Posted by Anna Parker Walker, MBA, ACC | December 10, 2021 | Comments (4)

We have all experienced a disruption in the flow of our lives that has shifted us into a season of uncertainty. We find ourselves in a space where we must reorient, learn, rise and transform. This is liminal space. In liminal space, we must summon the courage and create the opportunity to convert knowledge into understanding. In this space, we have the feeling of being just on the verge of something. This is called the “crossing over” space – where we have left something behind, yet not fully crossed into something else. This is a phase of life where we listen deeply to what our life is speaking and uncover answers with new meaning. The only roadmap we have to guide us is our internal compass. The definition of liminal space is the time between what was and what’s next. It is a season of waiting, and not knowing. It is a season of transition.

How we frame transition shapes what it becomes. There is no date stamp. Author William Bridges stated, “It isn’t the changes that do us in, it’s the transitions. Change is not the same as transition. Change is external, transition is internal.” Transition begins with an ending, and the process follows. There are many types or transitions we face, whether one at a time or multiple simultaneously: career (layoff/firing), family (marriage, parenting, divorce), community (a move to a new city), self-concept (feeling stuck, insecurity), life stage (retirement, empty-nesting, death), or organizational change. These transitions can be chosen, imposed or avoided. Regardless, transition holds discomfort.  In these times, we can’t anticipate what we don’t know, but we must make a choice to trust in what we can’t see or understand. This is how we navigate life transitions.  

Transition Phases

Working through transitions occurs in non-consecutive phases: ending, waiting, navigating, reconciling, asking, choosing, managing conflict and learning.  

In the ending phase, we learn acceptance and how to let go. We identify behavioral patterns tied to familiar roles and reframe belief structures. In the waiting phase, we learn adaptability, here and now problem solving, and healthy coping. The navigating phase requires patience and resilience because the route may be longer than expected. In the reconciliation phase, we confront self-doubts that contradict our plans. We identify transition deficits like constantly searching for something “out there,” rather than searching inwardly.  In the asking phase, we question what we truly need to create the life we want. In the Choosing phase, we notice opportunities to engage in something new and strive to overcome past narratives. It is an invitation to freedom and an opportunity to create decision filters that guide our choices. In the managing conflict phase, we resist the urge to blame, self-protect, or be overcome by the truths about ourselves that transition exposes. In the learning phase, we open our mind to bring discovery, fresh ideas and real transformation. We get to author a new story of life. We learn agency and discover purpose. We take what we have learned and add it to our toolbox for the next season of disruption.  We seize the moment to make the unimaginable possible. 

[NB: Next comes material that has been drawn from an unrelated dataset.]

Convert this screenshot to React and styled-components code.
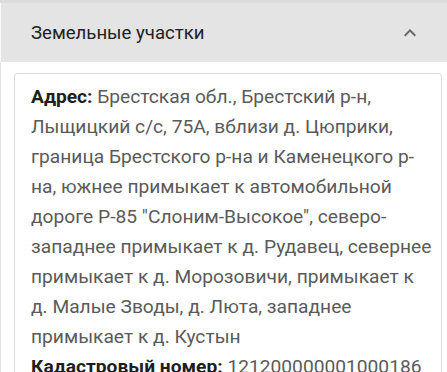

Emotional Phases of Transition

Effectively navigating each phase of disruptive transition means effectively navigating emotional phases, as well. Don’t underestimate the toll our emotions take in transition. Technically, our brain doesn’t know the difference between a physical wound and a soul wound.  We each have different proclivities in our emotional response. The emotional phases are denial, resistance, commitment, and exploration. When we deny transition is happening, there is a sense of disbelief, withdrawal, and the tendency to work as usual. When we resist transition, we tend to focus on the personal impact and our productivity declines. When we commit to honor the transition, we accept the disruption, truthfully engage the loss, and focus on the future. We ask ourselves, “what was my part in getting here?” What do I still have that will enable the journey? When we explore options in transition, we begin to ask ourselves, what will be meaningful?  Now what? How can I define a new pathway?  

Life Transition is assured, but how we navigate is up to us. We can learn to navigate successfully with the right tools for the journey.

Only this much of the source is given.